Today Sun Microsystems announced MySQL 5.4, a release that focuses on performance and scalability. For a long time it's been possible to escape the confines of a single system with MySQL, thanks to scale-out technologies like replication and sharding. But it ought to be possible to scale-up efficiently as well - to fully utilize the CPU resource on a server with a single instance.
MySQL 5.4 takes a stride in that direction. It features a number of performance and scalability fixes, including the justifiably-famous Google SMP patch along with a range of other fixes. And there's plenty more to come in future releases. For specifics about the MySQL 5.4 fixes, check out Mikael Ronstrom's blog.
So how well does MySQL 5.4 scale? To help answer the question I'm going to take a look at some performance data from one of Sun's CMT systems based on the UltraSPARC T2 chip. This chip is an interesting test case for scalability because it amounts to a large SMP server in a single piece of silicon. The UltraSPARC T2 chip features 8 cores, each with 2 integer pipelines, one floating point unit, and 8 hardware threads. So it presents a total of 64 CPUs (hardware threads) to the Operating System. Since there are only 8 cores and 16 integer pipelines, you can't actually carry out 64 concurrent operations. But the CMT architecture is designed to hide memory latency - while some threads on a core are blocked waiting for memory, another thread on the same core can be executing - so you expect the chip to achieve total throughput that's better than 8x or even 16x the throughput of a single thread.

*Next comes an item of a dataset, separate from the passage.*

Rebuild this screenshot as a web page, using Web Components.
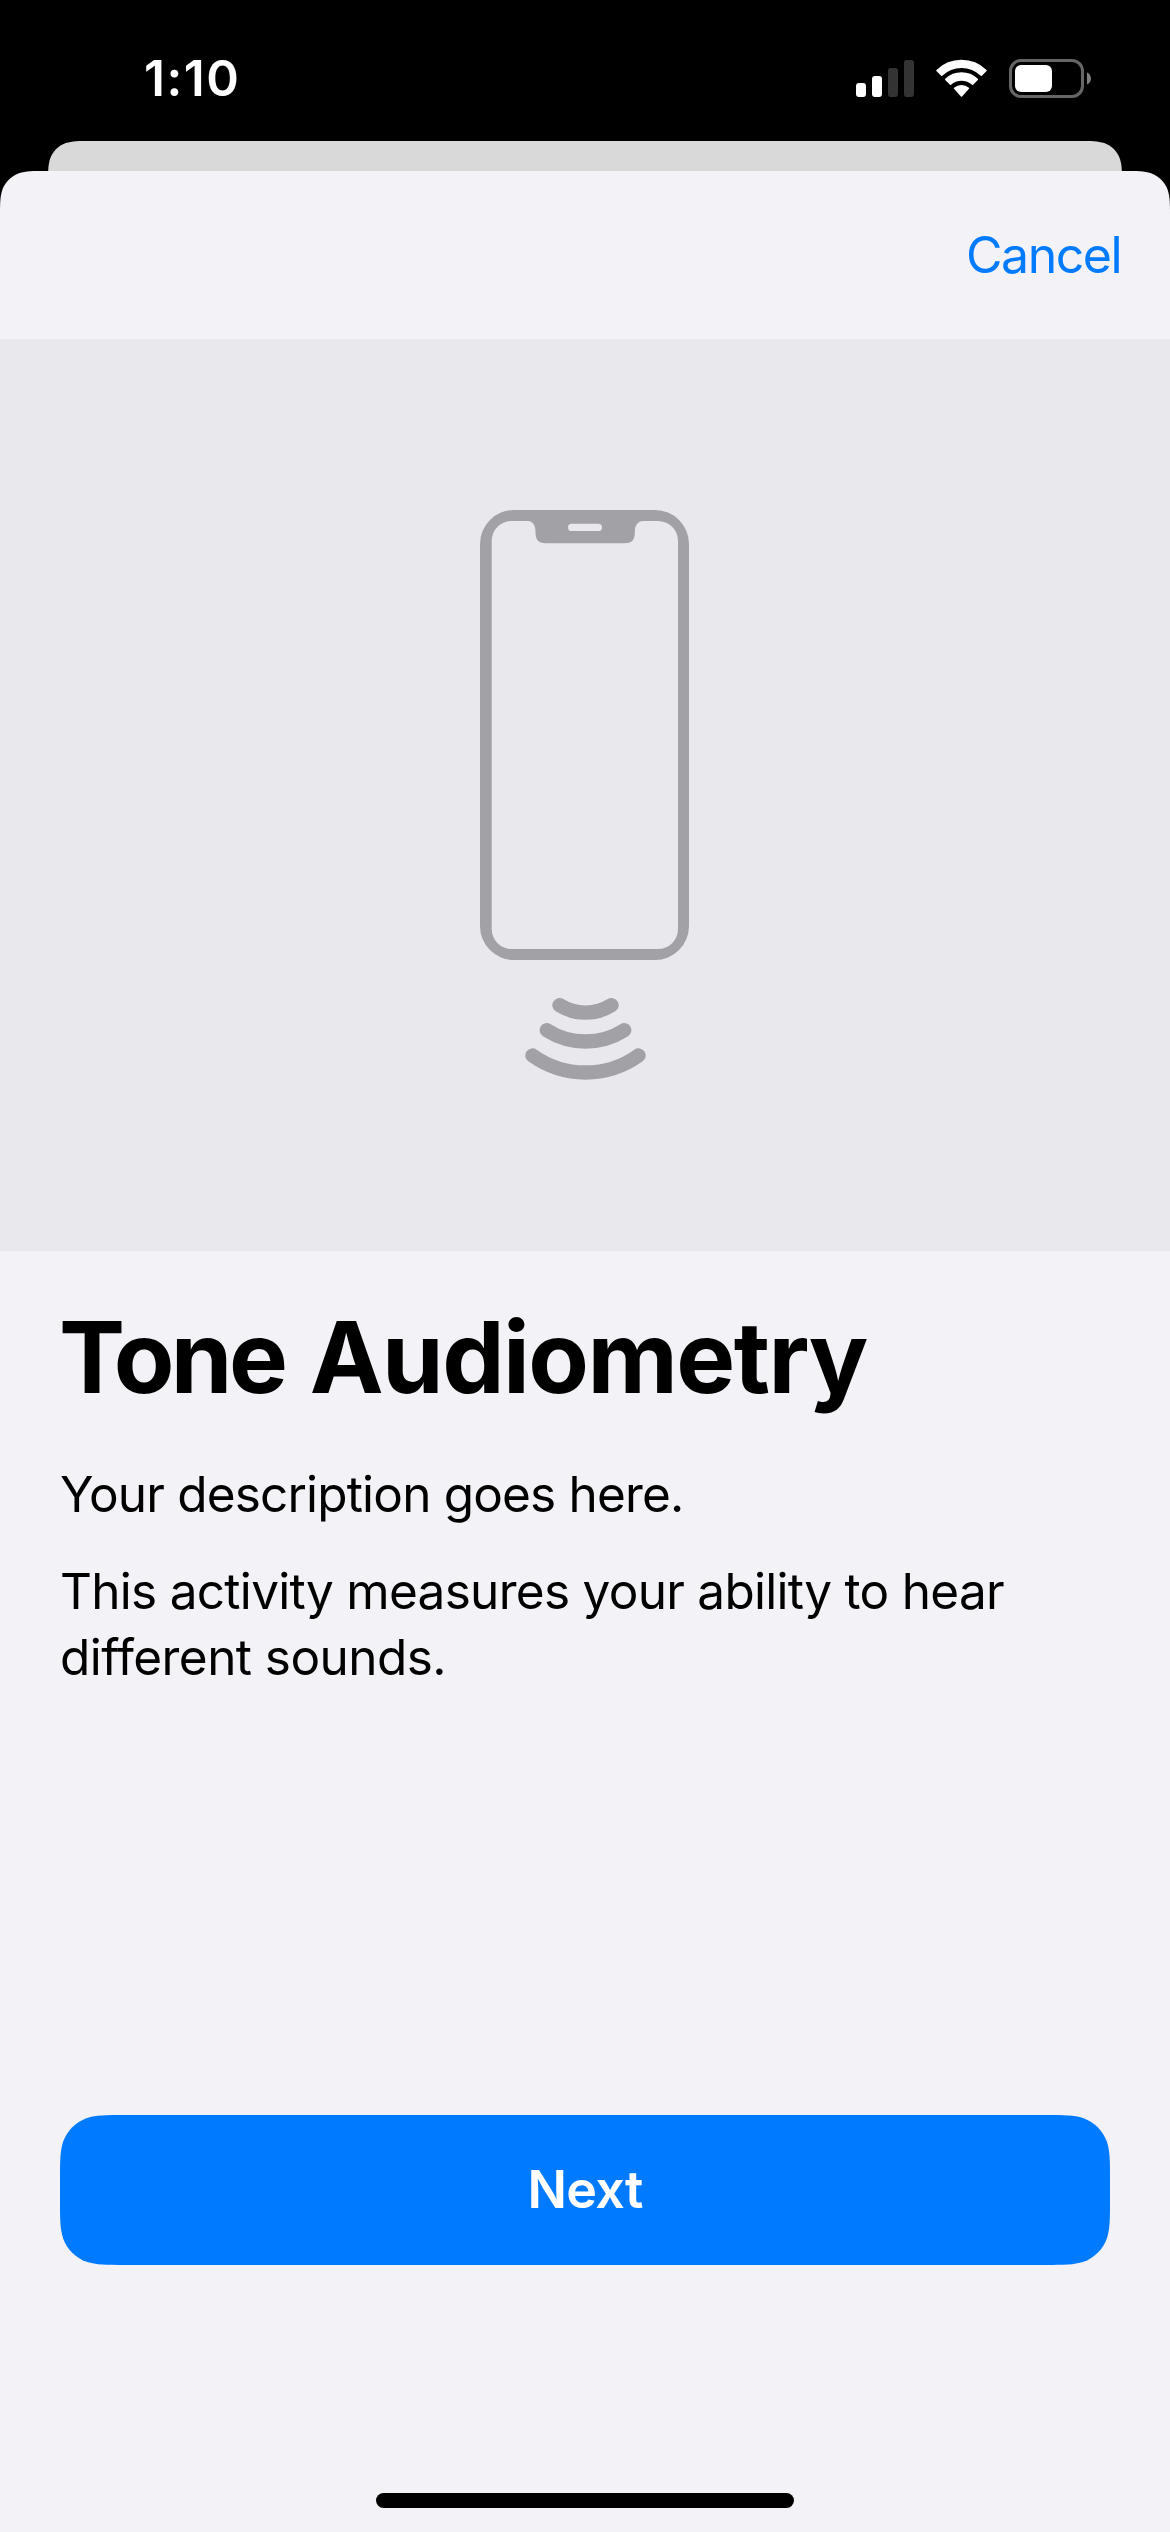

The data in question is based on an OLTP workload derived from an industry standard benchmark. The driver ran on the system under test as well as the database, and I used enough memory to adequately cache the active data and enough disks to ensure there were no I/O bottlenecks. I applied the scaling method we've used for many years in studies of this kind. Unused CPUs were turned off at each data point (this is easily achieved on Solaris with the psradm command). That ensured that "idle" CPUs did not actually participate in the benchmark (e.g. the OS assigns device drivers across the full set of CPUs, so they routinely handle interrupts if you leave them enabled). I turned off entire cores at a time, so an 8 "CPU" result, for example, is based on 8 hardware threads in a single core with the other seven cores turned off, and the 32-way result is based on 4 cores each with 8 hardware threads. This approach allowed me to simulate a chip with less than 8 cores. Sun does in fact ship 4- and 6-core UltraSPARC T2 systems; the 32- and 48-way results reported here should correspond with those configurations. For completeness, I've also included results with only one hardware thread turned on.

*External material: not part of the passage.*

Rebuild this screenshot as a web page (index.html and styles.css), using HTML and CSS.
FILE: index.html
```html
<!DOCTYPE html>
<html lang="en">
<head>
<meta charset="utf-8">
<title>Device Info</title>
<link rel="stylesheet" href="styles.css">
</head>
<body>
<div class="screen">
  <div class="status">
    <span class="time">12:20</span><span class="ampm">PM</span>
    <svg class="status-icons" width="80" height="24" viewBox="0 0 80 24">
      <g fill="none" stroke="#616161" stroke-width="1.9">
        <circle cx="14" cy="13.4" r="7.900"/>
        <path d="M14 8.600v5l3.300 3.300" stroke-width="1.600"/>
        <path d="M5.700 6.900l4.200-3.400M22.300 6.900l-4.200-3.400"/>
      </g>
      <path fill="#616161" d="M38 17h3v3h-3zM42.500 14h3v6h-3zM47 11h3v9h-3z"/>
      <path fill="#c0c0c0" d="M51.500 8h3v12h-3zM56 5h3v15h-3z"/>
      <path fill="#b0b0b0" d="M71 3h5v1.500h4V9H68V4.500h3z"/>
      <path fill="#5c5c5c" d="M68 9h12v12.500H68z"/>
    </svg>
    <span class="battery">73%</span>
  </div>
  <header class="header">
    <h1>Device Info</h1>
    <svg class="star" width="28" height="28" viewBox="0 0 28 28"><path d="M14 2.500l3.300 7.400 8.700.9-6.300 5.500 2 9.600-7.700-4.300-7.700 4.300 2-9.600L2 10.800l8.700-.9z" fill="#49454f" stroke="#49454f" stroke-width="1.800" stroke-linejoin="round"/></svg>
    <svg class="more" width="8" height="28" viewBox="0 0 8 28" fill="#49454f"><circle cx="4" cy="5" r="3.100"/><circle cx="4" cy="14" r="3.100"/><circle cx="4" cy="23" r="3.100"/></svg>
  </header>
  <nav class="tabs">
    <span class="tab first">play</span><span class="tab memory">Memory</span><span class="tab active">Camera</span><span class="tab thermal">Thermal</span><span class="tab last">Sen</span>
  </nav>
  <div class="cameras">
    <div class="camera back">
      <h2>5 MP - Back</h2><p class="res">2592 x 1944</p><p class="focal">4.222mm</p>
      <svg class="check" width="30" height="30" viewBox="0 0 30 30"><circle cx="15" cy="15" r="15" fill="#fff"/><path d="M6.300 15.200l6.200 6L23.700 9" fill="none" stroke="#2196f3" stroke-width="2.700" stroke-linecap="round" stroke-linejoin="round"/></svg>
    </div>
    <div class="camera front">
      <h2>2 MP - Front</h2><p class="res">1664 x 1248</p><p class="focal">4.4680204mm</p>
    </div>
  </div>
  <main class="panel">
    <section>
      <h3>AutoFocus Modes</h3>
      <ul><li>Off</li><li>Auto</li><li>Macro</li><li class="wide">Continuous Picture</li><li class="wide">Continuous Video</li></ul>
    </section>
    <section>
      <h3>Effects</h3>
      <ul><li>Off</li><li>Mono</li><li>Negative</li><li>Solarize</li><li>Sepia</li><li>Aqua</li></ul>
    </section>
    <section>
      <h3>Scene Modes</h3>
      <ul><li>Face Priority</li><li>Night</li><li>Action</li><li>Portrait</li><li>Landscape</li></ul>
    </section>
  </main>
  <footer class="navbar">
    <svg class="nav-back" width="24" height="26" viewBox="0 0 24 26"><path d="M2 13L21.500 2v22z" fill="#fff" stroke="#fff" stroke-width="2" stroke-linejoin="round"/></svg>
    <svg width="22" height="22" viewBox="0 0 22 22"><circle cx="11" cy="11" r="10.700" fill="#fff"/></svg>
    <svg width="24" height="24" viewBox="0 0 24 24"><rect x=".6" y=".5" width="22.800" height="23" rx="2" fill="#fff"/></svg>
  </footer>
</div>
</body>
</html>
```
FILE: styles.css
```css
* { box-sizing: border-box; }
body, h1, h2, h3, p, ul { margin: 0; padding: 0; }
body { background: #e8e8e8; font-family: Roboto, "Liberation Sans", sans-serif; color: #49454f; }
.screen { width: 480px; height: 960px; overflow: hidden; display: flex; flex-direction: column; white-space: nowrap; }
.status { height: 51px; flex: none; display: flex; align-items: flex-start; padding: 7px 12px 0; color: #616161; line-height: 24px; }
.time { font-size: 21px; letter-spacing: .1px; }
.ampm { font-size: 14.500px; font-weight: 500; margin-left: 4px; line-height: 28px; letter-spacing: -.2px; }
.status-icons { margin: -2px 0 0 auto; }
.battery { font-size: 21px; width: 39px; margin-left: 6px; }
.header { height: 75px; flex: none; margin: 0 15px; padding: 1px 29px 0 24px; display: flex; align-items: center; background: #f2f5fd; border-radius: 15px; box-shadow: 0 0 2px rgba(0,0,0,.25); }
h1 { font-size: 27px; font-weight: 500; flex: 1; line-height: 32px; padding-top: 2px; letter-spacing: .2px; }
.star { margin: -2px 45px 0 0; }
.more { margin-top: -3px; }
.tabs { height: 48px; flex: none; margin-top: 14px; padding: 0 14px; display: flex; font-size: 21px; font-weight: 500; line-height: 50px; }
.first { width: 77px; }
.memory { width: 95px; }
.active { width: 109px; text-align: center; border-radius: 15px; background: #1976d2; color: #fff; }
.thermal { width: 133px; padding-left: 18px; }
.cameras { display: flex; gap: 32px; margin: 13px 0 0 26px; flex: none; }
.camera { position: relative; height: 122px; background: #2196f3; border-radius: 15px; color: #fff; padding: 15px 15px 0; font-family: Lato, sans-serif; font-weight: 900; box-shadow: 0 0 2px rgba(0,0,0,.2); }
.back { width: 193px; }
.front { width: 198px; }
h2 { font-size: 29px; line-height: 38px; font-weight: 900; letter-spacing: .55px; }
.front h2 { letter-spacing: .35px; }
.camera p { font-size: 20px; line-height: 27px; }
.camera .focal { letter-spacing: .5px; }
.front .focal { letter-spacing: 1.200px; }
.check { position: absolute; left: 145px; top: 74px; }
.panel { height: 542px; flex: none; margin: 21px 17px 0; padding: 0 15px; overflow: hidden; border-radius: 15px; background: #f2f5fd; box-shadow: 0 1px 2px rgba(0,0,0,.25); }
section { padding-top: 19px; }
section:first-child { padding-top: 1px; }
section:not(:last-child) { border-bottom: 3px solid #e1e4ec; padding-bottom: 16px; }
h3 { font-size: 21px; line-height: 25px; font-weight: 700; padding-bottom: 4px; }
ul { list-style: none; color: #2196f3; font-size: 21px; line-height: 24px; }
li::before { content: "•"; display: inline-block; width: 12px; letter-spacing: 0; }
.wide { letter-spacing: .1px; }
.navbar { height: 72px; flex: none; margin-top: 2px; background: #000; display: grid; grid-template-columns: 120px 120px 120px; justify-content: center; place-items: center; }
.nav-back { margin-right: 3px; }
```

Since the driver kit for this workload is not open source, I'm conscious that community members will be unable to reproduce these results. With that in mind, I'll separately blog Sysbench results on the same platform. So why not just show the Sysbench results and be done with it? The SQL used in the Sysbench oltp test is fairly simple (e.g. it's all single table queries with no joins); this test rounds out the picture by demonstrating scalability with a more complex and more varied SQL mix.
It's worth noting that any hardware threads that are turned on will get access to the entire L2 cache of the T2. So, as the number of active hardware threads increases, you might expect that contention for the L2 would impact scalability. In practice we haven't found it to be a problem.
Here is the my.cnf:
table_open_cache = 4096
innodb_log_buffer_size = 128M
innodb_log_file_size = 1024M
innodb_log_files_in_group = 3
innodb_buffer_pool_size = 6G
innodb_additional_mem_pool_size = 20M
innodb_thread_concurrency = 0
Enough background - on to the data. Here are the results presented graphically.
And here is some raw data:
Abbreviations: "vCPUS" refers to hardware threads, "Us", "Sy", "Id" are CPU utilization for User, System, and Idle respectively, "smtx" refers to mutex spins, "icsw" to involuntary context switches, and "sycl" to systems calls - the data in each of these last three columns is normalized per transaction.
Some interesting takeaways:
- The throughput increases 71% from 32 to 64 vCPUs. It's encouraging to see a significant increase in throughput beyond 32 vCPUs.
- The scaleup from 1 to 64 vCPUs is almost 30x. As I noted earlier, the UltraSPARC T2 chip does not have 64 cores - it only has 8 cores and 16 integer pipelines, so this is a good outcome.
To put these results into perspective, there are still many high volume high concurrency environments that will still require replication and sharding to scale acceptably. And while MySQL 5.4 scales better than previous releases, we're not quite seeing scalability equivalent to that of proprietary databases. It goes without saying, of course, that we'll be working hard to further improve scalability and performance in the weeks and months to come.
But the clear message today is that MySQL 5.4 single-server scalability is now good enough for many commercial transaction-based application environments. If your organization hasn't yet taken the plunge with MySQL, now is definitely the time. And you certainly won't find yourself complaining about the price-performance.